A star is born. One of the most popular new products at the Mountains and Plains Booksellers Association annual meeting and trade show in Denver a little over a week ago was a stylish and clever environmentally friendly book bag called Bag-along: made of reclaimed fabrics, it both reuses old materials and saves on plastic and paper bags.
Produced by local company Colorado Creative Concepts, the Bag-along when closed measures about 5½"×5¼", handy for stuffing in a shoulder bag, purse or glove compartment. Unzipped, the exterior transforms into the bottom of a hidden nylon bag, which opens to 11"×5"×16", large enough to carry several hardcovers, even a coffee table book or two (no chiropractor included, however). The standard bag uses an attractive, tapestry-like fabric; novelty and promotional versions are available, too. The company also offers colorful tapestry book covers with attached satin bookmarks in two sizes, fabric business or credit card holders, and the HeadTog, a one-size-fits-all alternative to the generic baseball cap.
Bag-alongs were recently spotted at the Denver Public Library, the Denver Botanic Gardens, the Denver Art Museum and the Colorado History Museum. To get your own, call 303-989-2754, fax: 303-274-2703, www.bagalong.com.
At last, a way to keep really good track of all your stuff. The Little Bookroom in New York City has created an elegant and wryly amusing Collector's Journal, designed to help collectors of all levels and interests organize information pertaining to their antiques and collectibles., The Collector's Journal is a beautifully designed mix of catalogue, address book, and insurance inventory as well as chronicle of the hunt, appropriate for Sotheby's or eBay, connoisseurs or packrats. For each of 36 objects, three pages provide space to record such vital statistics as date of acquisition, price, appraisal and insurance value, and value criteria such as authenticity, rarity, condition, historical significance and provenance. There's room for descriptions and photographs and contact information for dealers, auction houses, appraisers, restorers, art and antique fairs, and other collectors. Author Dana Micucci decorates the blank pages with pertinent quotes on the pastime of appreciation from famous collectors, connoisseurs and artists. Listings of major American museums and highlights of each collection appear at the back of the journal—for inspiration? This tastefully appointed tome cleverly fills a new journal niche. Call (212) 691-3321, fax (212) 691-2011, e-mail firstname.lastname@example.org.

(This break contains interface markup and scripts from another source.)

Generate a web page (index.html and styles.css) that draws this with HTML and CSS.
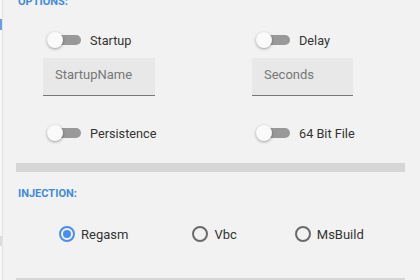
FILE: index.html
```html
<!DOCTYPE html>
<html lang="en">
<head>
  <meta charset="UTF-8" />
  <title>Options</title>
  <link rel="stylesheet" href="styles.css">
</head>
<body>
  <div class="frame">
    <div class="rail">
      <span class="rail-mark active"></span>
      <span class="rail-mark muted"></span>
    </div>

    <div class="panel">
      <div class="section-title cut">OPTIONS:</div>

      <div class="options">
        <div class="opt">
          <label class="switch"><span class="track"></span><span class="thumb"></span></label>
          <span class="opt-label">Startup</span>
        </div>
        <div class="opt">
          <label class="switch"><span class="track"></span><span class="thumb"></span></label>
          <span class="opt-label">Delay</span>
        </div>

        <div class="field wide"><input type="text" placeholder="StartupName"></div>
        <div class="field narrow"><input type="text" placeholder="Seconds"></div>

        <div class="opt lower">
          <label class="switch"><span class="track"></span><span class="thumb"></span></label>
          <span class="opt-label">Persistence</span>
        </div>
        <div class="opt lower">
          <label class="switch"><span class="track"></span><span class="thumb"></span></label>
          <span class="opt-label">64 Bit File</span>
        </div>
      </div>

      <div class="divider"></div>

      <div class="section-title">INJECTION:</div>

      <div class="radios">
        <label class="radio r1"><span class="dot checked"></span>Regasm</label>
        <label class="radio r2"><span class="dot"></span>Vbc</label>
        <label class="radio r3"><span class="dot"></span>MsBuild</label>
      </div>

      <div class="divider last"></div>
    </div>
  </div>
</body>
</html>
```

FILE: styles.css
```css
html, body {
  margin: 0;
  height: 100%;
  overflow: hidden;
}
body {
  background: #f2f2f2;
  font-family: Roboto, "Liberation Sans", sans-serif;
  color: #333;
}

.frame {
  display: flex;
  height: 280px;
}

/* left edge strip */
.rail {
  width: 2px;
  background: #f7f7f7;
  border-right: 1px solid #e2e2e2;
  display: flex;
  flex-direction: column;
}
.rail-mark { display: block; width: 2px; }
.rail-mark.active {
  margin-top: 19px;
  height: 11px;
  background: #6d9be8;
}
.rail-mark.muted {
  margin-top: 206px;
  height: 10px;
  background: #dcdcdc;
}

.panel {
  width: 389px;
  padding-left: 13px;
}

.section-title {
  font-size: 11px;
  font-weight: bold;
  color: #3f8be0;
  line-height: 14px;
  padding-left: 2px;
}
.section-title.cut { margin-top: -5px; }

.options {
  display: grid;
  grid-template-columns: 209px 1fr;
  padding-left: 27px;
  margin-top: 21px;
}

.opt {
  display: flex;
  align-items: center;
  height: 20px;
  padding-left: 4px;
}
.opt.lower { margin-top: 27px; }

.switch {
  position: relative;
  width: 34px;
  height: 16px;
  flex: none;
}
.track {
  position: absolute;
  left: 3px;
  top: 3px;
  width: 31px;
  height: 10px;
  border-radius: 5px;
  background: #999;
}
.thumb {
  position: absolute;
  left: 0;
  top: 0;
  width: 16px;
  height: 16px;
  border-radius: 50%;
  background: #fafafa;
  box-shadow: 0 1px 3px rgba(0,0,0,0.35);
}
.opt-label {
  margin-left: 9px;
  font-size: 12.7px;
}

.field { margin-top: 8px; }
.field input {
  display: block;
  box-sizing: border-box;
  height: 38px;
  border: 0;
  border-bottom: 1px solid #777;
  background: #e8e8e8;
  font-family: Roboto, "Liberation Sans", sans-serif;
  font-size: 13px;
  padding: 0 12px 4px;
  outline: none;
}
.field input::placeholder { color: #777; }
.field.wide input { width: 112px; }
.field.narrow input { width: 101px; }

.divider {
  height: 9px;
  background: #d6d6d6;
  margin-top: 20px;
}
.divider.last { margin-top: 34px; }
.panel > .section-title:not(.cut) {
  margin-top: 15px;
}

.radios {
  display: flex;
  align-items: center;
  margin-top: 23px;
  height: 20px;
  font-size: 13px;
}
.radio {
  display: flex;
  align-items: center;
}
.r1 { margin-left: 43px; }
.r2 { margin-left: 64px; }
.r3 { margin-left: 58px; }
.dot {
  box-sizing: border-box;
  width: 16px;
  height: 16px;
  border: 2px solid #6a6a6a;
  border-radius: 50%;
  margin-right: 6px;
  display: flex;
  align-items: center;
  justify-content: center;
}
.dot.checked { border-color: #4a8ff0; }
.dot.checked::after {
  content: "";
  width: 8px;
  height: 8px;
  border-radius: 50%;
  background: #4a8ff0;
}
```
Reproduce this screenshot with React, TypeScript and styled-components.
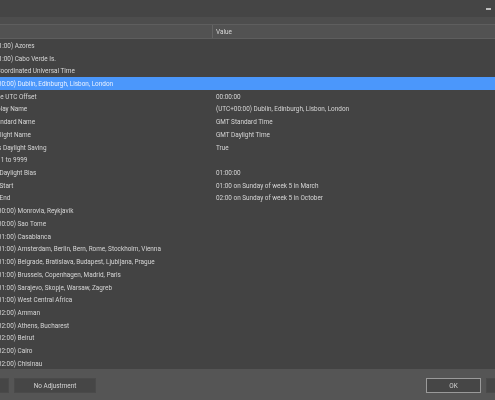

More artistry of the do-it-yourself variety. Perfectly timed for the holidays, but sure to be a source of fun all year long, Klutz presents Handmade Cards: Simple Designs for Beautiful Cards. A truly exceptional activity kit in both clarity of instruction and quality of materials, Handmade Cards combines a full-color, photographic instruction book with a keepsake portfolio storage box full of card-making supplies, including a generous variety of bright, distinctive papers. Ranging from whimsical to elegant, all of the designs are simple to make but impressive in result. Got scissors and glue? For ages 14 and up.
The younger set, ages six and up, can get down and sticky with Klutz's new Stuff to Do with Candy. Just awarded the Oppenheim Toy Portfolio Gold Award, Stuff explains how to make edible buckets of worms, peanut butter and jelly pizza, candy leis, gumdrop guys, cocoa spoons, candy wreaths, apple people, chocolate houses, and marzipan fruit, plus recipes for fun corn, truffles and mint mountains. You can play games with your candy too—just follow the directions on the back of the book—or make elegant marzipan fruit and present it in a handmade gift box (that's also a card). Call (650) 857-0443, fax (800) 524-4075.
It's never too early for stocking stuffers. Quirky and kinetic products from Eye Think, Inc., in Boston, add new dimension to optical toys. Designed by artist Rufus Butler Seder, these "animated" greeting cards, rulers, suncatchers, and even nightlights are elegant little movie machines based on an application of optical principles. Sounds complicated, looks cool: eyes blink, animals leap, people dance. Call/fax (781) 648-6125, e-mail email@example.com.
More wizardry is at hand from Optical Toys in Dummerston, Vt. Known for fabulous flip books and playthings utilizing vintage cinematic and print visuals, Optical Toys adds paper automatons to its lineup.
From Saul Steinberg-esque cats and dogs to players of football, tennis and golf, these kits come complete with materials and instructions. Japanese paper sculpture artist Keisuke Saka's Mechanimals include a Dreaming Penguin, flapping wings to fly; Swan Leg Ballet, demonstrating how swans swim; and Toucan Tango, a dancing (and singing) Toucan. Perfect desktop amusements to enliven the dullest, grayest winter.
The latest mega-flipbook, Earth Zoom to Washington, D.C., is 5"×5½", 212 pages of full-color, NASA-eye views zooming in from space to the U.S. Capitol building. Includes background and historical text on the technology involved, as well as Web links to related NASA sites. Call/fax (802) 254-6115, e-mail firstname.lastname@example.org, www.opticaltoys.com.
The arrival of these sidelines gives booksellers a good jump on the holiday season.